Study visit to VITO and :metabolon
ReNEW led a study visit to Belgium and Germany in October 2014 to examine the economic potential of innovation in resource recovery from European waste. The visit to VITO and :metabolon has had a major political impact on how the project is viewed in Northern Ireland, and politicians in Belfast, who were among those participating in the study visit, have been quick to capture the vision promoted by ReNEW.
Having returned to the city they immediately lobbied the Council’s Chief Executive on the importance of Belfast considering how it could benefit from such an approach. Consequently, the Council’s Head of Waste Management, Tim Walker - who accompanied the politicians as part of the ReNEW team – was requested to produce a materials strategy for Belfast. The idea of re-designating his position to ‘Head of Materials Management’ has also been discussed!

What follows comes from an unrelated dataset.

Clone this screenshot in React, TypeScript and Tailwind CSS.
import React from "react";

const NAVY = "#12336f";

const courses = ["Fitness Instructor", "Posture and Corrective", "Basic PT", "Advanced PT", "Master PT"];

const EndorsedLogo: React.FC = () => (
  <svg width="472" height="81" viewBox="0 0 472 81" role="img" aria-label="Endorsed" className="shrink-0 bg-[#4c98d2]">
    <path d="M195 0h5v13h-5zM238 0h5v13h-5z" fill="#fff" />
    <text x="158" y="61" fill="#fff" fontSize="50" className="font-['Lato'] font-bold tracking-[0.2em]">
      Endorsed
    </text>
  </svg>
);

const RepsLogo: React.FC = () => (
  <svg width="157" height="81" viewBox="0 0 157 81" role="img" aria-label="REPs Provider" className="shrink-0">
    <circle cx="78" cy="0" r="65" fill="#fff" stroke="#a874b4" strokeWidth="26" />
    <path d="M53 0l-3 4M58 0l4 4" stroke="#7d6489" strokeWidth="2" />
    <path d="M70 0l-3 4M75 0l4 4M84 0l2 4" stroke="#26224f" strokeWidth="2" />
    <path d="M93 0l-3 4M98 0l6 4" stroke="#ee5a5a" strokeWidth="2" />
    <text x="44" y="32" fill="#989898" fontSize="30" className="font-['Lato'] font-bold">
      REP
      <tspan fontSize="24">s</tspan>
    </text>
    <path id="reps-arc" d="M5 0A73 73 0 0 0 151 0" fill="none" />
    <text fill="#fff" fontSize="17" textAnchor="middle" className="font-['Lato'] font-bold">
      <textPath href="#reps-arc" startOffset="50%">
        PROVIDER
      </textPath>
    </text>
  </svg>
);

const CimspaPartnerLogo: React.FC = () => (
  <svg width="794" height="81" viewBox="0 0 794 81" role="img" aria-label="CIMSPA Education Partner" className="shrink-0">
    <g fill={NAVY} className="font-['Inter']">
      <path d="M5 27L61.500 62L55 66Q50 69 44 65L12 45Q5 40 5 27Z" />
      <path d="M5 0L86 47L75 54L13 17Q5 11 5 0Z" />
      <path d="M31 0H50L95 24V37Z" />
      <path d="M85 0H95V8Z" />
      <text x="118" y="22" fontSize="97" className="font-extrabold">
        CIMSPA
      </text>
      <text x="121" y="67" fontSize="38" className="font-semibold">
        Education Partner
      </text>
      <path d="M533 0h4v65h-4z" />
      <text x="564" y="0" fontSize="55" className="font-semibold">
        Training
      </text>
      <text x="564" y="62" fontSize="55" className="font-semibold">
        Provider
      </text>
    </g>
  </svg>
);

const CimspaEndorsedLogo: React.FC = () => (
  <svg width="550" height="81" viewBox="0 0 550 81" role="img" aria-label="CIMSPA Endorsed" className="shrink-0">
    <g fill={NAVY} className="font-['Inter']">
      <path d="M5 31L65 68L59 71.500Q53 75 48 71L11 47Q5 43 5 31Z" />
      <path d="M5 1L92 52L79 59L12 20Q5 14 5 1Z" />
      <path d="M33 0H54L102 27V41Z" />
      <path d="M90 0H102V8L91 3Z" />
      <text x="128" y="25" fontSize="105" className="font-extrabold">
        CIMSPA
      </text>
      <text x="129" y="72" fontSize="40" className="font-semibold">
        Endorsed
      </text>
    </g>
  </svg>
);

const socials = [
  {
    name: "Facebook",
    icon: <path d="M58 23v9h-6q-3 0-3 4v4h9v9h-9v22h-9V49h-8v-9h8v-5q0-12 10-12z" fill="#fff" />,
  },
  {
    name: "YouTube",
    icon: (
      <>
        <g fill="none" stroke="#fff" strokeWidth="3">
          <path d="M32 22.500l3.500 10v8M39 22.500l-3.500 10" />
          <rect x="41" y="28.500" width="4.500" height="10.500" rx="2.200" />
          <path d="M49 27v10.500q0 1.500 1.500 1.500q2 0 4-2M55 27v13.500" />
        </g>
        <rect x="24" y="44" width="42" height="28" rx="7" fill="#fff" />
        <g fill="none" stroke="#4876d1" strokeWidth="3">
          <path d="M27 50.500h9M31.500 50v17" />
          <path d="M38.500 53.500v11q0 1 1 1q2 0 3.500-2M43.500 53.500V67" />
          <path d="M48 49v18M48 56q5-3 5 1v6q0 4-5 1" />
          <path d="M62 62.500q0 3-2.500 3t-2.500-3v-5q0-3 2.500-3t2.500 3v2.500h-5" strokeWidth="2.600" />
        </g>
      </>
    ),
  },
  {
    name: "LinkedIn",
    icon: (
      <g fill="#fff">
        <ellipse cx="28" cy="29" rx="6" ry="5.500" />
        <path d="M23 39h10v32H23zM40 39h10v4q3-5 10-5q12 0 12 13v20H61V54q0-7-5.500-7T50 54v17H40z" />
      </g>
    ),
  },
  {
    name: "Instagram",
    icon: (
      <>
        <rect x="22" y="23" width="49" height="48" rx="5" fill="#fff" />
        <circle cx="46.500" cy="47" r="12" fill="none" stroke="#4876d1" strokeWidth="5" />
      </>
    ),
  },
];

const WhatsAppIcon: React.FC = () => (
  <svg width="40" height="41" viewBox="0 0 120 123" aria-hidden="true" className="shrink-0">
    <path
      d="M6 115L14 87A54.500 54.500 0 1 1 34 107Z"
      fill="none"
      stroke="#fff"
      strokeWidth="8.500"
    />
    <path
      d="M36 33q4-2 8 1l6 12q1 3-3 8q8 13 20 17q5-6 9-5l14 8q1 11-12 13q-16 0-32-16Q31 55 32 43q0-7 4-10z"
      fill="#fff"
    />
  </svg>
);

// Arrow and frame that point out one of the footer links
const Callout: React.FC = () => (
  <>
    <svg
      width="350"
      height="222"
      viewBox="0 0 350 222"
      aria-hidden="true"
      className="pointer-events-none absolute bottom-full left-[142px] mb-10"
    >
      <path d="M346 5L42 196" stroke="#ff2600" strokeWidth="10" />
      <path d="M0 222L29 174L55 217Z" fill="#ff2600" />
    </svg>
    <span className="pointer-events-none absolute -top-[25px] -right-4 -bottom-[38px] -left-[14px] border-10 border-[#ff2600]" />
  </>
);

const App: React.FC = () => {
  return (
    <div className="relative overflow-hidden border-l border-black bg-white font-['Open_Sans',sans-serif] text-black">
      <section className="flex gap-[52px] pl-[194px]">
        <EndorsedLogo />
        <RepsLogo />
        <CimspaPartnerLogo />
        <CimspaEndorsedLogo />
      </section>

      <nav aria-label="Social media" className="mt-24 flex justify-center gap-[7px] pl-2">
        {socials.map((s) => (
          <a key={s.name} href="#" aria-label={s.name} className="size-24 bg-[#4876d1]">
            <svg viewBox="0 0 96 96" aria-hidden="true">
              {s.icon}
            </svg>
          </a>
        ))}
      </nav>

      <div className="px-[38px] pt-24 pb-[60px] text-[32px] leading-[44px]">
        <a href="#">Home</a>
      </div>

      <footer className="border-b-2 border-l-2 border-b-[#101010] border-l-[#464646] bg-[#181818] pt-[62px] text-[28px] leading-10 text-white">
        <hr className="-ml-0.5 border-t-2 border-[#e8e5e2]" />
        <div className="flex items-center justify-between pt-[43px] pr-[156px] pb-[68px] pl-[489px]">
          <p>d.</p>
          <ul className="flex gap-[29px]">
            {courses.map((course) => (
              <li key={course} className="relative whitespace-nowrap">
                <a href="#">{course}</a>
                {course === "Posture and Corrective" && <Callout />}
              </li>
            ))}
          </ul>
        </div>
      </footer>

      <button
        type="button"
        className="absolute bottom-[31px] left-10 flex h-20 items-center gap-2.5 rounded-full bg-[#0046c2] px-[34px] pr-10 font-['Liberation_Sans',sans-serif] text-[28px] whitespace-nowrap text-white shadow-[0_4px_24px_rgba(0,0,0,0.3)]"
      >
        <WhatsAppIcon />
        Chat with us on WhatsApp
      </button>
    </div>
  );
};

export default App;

This leap forward in Belfast’s thinking is a direct result of the ReNEW project. Tim is now developing terms of reference (ToR) for the strategy. The ToR will define the purpose, objectives and scope of the strategy, as well as the roles of various parties. The strategy will form an integral part of the Council’s next “Towards Zero Waste” Action Plan.
Four politicians representing the NI Assembly Committee for the Environment participated in the study visit and have reported on their experiences.
As a result of the knowledge gained by policy makers and business advisors from the visit, Northern Ireland’s Environment Minister has cited the ReNEW project as helping to formulate future NI strategy on the management of materials.
Politicians and policymakers were among those who visited Belgium and Germany in October to examine policy development and facilities in relation to materials strategy and resource recovery. The visit gave them an opportunity to investigate an alternative to recycling whereby waste is refined and reused, rather than being recycled.
The first venue was VITO, at Mol, where the group also met representatives from OVAM, the Public Waste Agency of Flanders, and heard how policy transition must precede and accompany any technological transition in waste management.
A practical demonstration of the industry-linked work at VITO focusing on the production of biopolymers and biochemicals from dairy and paper waste was given by Dr Heleen DeWever, as well as an overview of how this type of technology can move into the commercial sphere.
The group then travelled to the Waste Disposal Centre at Leppe, 30km east of Cologne in Germany, where the :metabolon project is based. Since the 1980s the 100-acre plus site has been the central landfill waste site for the entire region, but in 2010 a new strategy recognised the need for an efficient management of waste materials and reused resources, giving the area a new value and new appearance.
The metabolon project aims to redevelop the Centre by turning it into a competence, learning and innovation site for material conversion and location-related environmental technology and techniques. Metabolon provides a technology facility with state-of-the-art pilot plants and equipment which can transfer research results into industrial practice. It also participates in a broad international network of research partners collaborating on innovative technical and structural solutions.
Following an extensive tour of the facilities, the group heard from Professor Michael Bongards, from the Cologne University of Applied Sciences, as well as representatives from Zenit, which brings together potential partners from industry and science to collaborate in helping small and medium-sized businesses bring new technology to the market.